Provide nothing but the number of lines containing the string "TypeScript".

----- Given data -----

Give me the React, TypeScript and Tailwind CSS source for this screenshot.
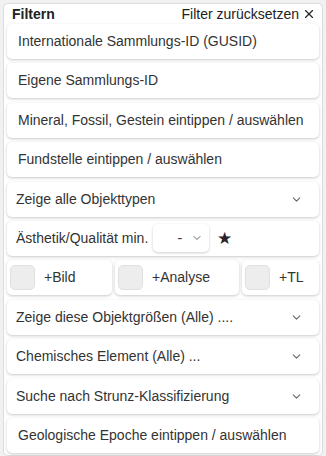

-----
----- Given data -----

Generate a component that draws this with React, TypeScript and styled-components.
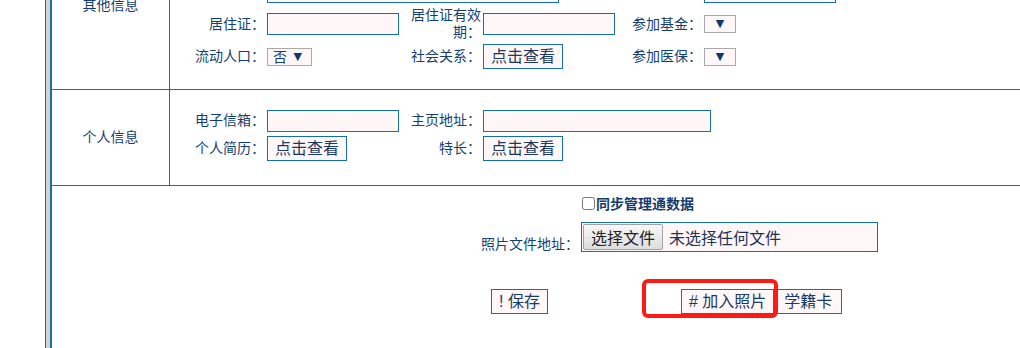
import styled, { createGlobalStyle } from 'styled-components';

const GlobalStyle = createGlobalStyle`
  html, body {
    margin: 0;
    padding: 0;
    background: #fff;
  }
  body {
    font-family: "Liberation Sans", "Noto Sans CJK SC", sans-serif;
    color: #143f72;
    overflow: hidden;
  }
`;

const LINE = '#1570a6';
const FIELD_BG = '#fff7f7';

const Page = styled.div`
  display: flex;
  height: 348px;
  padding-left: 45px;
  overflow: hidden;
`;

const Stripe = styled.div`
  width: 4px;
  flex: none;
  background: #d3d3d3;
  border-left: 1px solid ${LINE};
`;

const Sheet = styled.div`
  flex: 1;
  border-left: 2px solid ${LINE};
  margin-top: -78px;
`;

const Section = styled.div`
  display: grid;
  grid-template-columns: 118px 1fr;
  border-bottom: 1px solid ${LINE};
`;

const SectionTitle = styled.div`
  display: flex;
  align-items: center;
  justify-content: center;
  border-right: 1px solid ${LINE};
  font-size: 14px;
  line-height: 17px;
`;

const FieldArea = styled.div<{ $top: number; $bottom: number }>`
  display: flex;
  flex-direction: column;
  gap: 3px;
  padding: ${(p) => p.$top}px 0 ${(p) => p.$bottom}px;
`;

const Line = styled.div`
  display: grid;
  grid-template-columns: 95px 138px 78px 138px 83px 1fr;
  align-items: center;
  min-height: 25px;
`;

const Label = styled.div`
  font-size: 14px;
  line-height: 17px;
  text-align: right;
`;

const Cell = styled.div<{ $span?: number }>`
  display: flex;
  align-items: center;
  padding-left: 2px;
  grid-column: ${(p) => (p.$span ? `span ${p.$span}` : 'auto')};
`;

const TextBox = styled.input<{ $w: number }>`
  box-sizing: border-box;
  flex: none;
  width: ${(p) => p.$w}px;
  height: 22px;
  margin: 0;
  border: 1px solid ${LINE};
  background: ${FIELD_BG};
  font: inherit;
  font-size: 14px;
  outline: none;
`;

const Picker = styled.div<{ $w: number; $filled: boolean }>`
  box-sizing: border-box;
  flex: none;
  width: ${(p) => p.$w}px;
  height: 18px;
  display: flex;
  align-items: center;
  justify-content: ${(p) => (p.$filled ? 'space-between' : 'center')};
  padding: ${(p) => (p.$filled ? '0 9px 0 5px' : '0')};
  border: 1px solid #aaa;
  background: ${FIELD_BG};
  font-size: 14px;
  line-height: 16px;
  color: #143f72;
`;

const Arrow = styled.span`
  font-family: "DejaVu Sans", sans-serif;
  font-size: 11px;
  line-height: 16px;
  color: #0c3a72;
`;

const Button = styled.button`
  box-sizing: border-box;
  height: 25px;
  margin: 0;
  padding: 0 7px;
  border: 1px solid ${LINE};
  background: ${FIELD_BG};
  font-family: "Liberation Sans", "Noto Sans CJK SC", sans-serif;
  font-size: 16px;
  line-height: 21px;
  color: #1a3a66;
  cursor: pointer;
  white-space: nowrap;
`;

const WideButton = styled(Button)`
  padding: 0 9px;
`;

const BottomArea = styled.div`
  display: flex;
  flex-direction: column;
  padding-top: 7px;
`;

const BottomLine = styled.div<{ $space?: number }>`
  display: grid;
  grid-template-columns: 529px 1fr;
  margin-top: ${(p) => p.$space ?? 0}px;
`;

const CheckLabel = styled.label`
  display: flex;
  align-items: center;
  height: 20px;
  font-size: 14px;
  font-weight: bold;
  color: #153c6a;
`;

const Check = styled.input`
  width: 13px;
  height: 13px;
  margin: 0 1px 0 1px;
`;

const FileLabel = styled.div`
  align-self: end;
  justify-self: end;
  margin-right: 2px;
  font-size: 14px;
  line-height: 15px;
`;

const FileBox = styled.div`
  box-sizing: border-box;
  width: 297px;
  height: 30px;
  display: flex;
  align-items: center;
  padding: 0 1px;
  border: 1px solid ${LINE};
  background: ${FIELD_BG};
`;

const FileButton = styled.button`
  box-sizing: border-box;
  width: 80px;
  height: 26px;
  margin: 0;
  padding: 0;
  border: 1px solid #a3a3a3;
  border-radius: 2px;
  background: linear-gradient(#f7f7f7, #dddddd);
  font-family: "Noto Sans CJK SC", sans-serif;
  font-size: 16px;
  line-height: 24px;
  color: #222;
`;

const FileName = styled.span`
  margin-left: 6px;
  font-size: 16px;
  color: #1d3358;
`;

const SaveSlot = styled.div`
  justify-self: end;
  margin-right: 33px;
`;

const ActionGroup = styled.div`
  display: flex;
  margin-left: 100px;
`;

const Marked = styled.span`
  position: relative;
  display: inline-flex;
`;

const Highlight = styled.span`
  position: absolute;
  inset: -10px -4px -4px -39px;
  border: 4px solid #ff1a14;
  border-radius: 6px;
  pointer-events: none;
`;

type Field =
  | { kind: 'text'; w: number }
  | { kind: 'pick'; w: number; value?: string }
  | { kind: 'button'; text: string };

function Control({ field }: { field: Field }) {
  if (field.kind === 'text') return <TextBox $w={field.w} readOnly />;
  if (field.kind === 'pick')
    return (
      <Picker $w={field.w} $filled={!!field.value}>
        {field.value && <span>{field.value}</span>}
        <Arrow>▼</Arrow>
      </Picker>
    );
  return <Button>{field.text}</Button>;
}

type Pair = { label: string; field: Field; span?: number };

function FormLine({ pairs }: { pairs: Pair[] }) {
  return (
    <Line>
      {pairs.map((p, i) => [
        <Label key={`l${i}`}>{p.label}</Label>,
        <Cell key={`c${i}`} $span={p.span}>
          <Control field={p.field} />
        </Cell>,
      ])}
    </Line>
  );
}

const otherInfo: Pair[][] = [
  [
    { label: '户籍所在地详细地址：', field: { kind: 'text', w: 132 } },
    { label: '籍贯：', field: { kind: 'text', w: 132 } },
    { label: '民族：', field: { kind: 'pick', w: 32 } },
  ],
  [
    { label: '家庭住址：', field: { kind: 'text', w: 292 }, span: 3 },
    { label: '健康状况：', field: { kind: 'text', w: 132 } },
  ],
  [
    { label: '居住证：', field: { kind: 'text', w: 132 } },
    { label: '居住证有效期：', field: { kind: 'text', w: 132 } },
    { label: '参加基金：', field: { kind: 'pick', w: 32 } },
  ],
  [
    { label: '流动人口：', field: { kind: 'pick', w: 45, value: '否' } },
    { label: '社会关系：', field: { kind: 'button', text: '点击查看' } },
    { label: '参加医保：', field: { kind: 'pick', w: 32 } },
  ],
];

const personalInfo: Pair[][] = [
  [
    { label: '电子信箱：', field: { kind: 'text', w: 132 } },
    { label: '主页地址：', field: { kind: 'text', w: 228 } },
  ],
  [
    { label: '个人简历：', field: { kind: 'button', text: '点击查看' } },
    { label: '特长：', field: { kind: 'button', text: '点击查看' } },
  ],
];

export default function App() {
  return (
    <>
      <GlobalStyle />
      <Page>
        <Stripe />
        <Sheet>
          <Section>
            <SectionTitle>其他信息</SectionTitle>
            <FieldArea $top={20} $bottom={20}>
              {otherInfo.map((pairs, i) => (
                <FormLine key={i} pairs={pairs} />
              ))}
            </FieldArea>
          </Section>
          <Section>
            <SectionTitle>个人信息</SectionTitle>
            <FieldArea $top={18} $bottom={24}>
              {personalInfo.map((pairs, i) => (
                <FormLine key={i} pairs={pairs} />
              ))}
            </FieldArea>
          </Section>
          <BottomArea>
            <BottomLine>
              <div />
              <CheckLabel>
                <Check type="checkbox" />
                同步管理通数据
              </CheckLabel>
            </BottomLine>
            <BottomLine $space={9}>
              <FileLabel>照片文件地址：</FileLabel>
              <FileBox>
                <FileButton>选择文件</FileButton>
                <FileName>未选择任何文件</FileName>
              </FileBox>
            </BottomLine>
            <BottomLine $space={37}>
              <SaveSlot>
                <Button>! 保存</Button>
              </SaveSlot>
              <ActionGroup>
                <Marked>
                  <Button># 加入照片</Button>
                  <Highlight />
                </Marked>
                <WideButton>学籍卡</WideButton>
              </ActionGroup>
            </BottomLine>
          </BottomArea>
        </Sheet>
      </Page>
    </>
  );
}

-----

Solved exercise: 2